Required work:
Report every line below that holds the word "this".

Given data:
━━━━━━━━━━━━━━━━━━━━
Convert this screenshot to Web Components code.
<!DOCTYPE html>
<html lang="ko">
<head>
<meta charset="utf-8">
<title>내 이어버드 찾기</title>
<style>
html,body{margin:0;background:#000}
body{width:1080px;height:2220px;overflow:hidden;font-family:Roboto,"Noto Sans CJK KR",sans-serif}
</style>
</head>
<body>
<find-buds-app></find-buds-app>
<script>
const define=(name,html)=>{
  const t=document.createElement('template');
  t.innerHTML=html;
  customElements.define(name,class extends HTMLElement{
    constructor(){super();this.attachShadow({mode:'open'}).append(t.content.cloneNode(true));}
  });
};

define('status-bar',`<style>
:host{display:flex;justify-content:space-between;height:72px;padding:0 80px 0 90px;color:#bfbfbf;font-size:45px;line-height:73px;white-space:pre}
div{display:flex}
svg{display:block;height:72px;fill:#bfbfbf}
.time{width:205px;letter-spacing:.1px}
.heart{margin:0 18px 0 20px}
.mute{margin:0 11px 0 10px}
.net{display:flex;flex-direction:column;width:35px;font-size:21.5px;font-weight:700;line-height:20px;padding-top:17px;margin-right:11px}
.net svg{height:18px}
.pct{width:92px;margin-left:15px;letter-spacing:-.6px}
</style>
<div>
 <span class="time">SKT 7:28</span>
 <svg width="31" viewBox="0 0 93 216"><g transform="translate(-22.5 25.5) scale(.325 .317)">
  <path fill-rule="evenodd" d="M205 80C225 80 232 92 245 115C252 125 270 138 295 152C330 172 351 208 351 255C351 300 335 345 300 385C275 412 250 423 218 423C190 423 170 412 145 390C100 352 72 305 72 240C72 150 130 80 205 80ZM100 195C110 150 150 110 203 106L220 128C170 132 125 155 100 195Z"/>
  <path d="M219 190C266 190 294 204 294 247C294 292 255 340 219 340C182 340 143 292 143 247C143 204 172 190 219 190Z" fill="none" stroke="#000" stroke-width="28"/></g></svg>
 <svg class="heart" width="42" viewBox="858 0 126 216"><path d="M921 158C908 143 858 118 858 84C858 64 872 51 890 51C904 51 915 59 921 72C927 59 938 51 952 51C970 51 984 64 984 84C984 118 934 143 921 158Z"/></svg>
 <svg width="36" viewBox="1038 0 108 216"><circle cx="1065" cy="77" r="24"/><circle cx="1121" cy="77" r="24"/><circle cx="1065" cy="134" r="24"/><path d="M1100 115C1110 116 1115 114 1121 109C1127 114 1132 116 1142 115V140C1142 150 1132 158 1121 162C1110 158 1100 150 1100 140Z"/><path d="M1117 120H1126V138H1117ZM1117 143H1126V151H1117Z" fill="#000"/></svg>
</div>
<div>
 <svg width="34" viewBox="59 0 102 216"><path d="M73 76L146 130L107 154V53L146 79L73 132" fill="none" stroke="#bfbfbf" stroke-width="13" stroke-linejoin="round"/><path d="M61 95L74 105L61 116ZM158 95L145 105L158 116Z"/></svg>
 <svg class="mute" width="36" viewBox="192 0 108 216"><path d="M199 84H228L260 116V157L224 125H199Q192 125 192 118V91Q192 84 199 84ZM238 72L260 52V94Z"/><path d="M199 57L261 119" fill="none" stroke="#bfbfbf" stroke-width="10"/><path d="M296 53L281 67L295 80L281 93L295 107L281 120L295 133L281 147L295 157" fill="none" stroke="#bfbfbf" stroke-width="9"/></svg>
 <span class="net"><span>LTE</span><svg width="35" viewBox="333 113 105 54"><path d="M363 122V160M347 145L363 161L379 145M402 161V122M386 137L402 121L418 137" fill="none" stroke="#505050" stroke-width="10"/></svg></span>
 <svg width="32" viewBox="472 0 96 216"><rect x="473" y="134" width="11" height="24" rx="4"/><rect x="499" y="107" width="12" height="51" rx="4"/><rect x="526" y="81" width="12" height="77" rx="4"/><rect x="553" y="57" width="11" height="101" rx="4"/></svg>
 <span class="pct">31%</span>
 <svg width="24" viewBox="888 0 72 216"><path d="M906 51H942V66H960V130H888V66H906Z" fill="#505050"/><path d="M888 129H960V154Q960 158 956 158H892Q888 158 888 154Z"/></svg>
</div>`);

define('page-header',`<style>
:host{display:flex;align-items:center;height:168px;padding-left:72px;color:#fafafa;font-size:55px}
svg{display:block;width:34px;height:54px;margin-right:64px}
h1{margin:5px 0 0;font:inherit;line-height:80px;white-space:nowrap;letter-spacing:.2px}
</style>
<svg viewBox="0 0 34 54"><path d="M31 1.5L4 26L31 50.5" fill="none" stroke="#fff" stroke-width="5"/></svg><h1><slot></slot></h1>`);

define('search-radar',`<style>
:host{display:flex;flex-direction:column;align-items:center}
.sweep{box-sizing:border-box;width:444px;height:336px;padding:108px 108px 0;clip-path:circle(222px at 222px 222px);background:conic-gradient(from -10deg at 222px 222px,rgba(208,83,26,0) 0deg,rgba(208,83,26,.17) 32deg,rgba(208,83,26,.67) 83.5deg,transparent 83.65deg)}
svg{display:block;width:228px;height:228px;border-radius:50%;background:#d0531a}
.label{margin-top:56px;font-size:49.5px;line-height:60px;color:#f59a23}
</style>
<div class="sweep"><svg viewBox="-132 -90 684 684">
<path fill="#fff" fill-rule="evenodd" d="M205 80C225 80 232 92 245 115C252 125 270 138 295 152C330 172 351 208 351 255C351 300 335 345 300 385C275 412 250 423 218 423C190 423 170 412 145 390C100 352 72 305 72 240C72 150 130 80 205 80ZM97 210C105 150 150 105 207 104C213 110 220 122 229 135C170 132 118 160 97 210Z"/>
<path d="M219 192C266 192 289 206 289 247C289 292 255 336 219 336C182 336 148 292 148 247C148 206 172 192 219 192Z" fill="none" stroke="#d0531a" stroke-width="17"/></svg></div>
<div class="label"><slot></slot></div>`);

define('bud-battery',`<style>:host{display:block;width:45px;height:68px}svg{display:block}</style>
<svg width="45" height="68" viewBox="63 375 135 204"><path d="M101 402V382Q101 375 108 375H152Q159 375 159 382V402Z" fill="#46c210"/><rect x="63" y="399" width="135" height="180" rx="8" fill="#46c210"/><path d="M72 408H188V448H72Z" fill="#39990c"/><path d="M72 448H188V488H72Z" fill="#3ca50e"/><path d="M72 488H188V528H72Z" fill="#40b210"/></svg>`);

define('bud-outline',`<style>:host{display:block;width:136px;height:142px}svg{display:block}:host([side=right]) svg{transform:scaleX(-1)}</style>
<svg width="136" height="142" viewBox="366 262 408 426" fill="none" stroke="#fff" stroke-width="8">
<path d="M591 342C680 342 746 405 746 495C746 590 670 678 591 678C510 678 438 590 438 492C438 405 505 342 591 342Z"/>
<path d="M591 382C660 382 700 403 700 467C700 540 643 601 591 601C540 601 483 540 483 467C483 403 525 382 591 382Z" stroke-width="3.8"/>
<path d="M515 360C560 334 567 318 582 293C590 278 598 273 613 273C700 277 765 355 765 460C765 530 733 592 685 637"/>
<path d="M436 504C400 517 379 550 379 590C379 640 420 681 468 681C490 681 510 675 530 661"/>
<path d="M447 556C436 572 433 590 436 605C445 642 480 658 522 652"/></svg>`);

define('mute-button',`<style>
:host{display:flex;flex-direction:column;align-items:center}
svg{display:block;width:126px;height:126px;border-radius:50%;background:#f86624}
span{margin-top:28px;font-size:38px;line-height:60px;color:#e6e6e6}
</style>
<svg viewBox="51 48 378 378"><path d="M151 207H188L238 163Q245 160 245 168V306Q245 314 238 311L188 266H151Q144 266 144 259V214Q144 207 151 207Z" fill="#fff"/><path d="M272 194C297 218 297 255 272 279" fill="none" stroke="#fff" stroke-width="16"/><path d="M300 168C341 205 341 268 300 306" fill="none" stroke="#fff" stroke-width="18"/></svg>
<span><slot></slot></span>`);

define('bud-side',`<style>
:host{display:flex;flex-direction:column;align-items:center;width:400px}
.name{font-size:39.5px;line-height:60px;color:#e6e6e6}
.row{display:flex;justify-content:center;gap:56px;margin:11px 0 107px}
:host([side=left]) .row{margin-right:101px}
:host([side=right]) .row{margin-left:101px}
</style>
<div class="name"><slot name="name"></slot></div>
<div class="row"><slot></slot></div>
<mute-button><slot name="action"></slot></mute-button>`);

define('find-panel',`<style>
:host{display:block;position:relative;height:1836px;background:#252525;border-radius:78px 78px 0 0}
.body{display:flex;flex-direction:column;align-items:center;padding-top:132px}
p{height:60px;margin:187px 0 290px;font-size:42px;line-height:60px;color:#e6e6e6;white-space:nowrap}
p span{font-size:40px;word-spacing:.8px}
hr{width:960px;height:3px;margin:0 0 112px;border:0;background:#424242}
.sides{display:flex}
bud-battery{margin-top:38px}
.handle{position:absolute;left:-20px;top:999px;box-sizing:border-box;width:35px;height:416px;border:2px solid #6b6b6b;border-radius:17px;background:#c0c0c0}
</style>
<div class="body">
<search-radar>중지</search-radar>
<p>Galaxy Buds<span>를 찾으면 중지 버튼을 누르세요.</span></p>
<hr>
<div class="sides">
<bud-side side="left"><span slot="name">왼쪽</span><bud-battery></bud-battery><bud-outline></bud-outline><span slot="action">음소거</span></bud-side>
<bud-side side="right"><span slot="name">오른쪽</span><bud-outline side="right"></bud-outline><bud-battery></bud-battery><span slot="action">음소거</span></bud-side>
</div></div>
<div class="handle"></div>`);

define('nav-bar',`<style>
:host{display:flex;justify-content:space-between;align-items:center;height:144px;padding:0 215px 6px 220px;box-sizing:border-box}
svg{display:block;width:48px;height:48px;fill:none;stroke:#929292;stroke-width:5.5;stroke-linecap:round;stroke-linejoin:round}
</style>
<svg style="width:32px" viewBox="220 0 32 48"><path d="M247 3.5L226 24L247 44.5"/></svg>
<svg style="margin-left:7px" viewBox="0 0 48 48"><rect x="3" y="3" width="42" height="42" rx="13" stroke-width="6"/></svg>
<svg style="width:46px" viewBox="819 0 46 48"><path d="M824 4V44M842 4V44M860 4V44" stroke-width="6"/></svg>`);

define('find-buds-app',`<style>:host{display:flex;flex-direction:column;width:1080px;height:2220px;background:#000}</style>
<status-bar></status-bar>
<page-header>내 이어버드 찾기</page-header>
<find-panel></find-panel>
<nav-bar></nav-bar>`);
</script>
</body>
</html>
━━━━━━━━━━━━━━━━━━━━
Right answer:
Convert this screenshot to Web Components code.
    constructor(){super();this.attachShadow({mode:'open'}).append(t.content.cloneNode(true));}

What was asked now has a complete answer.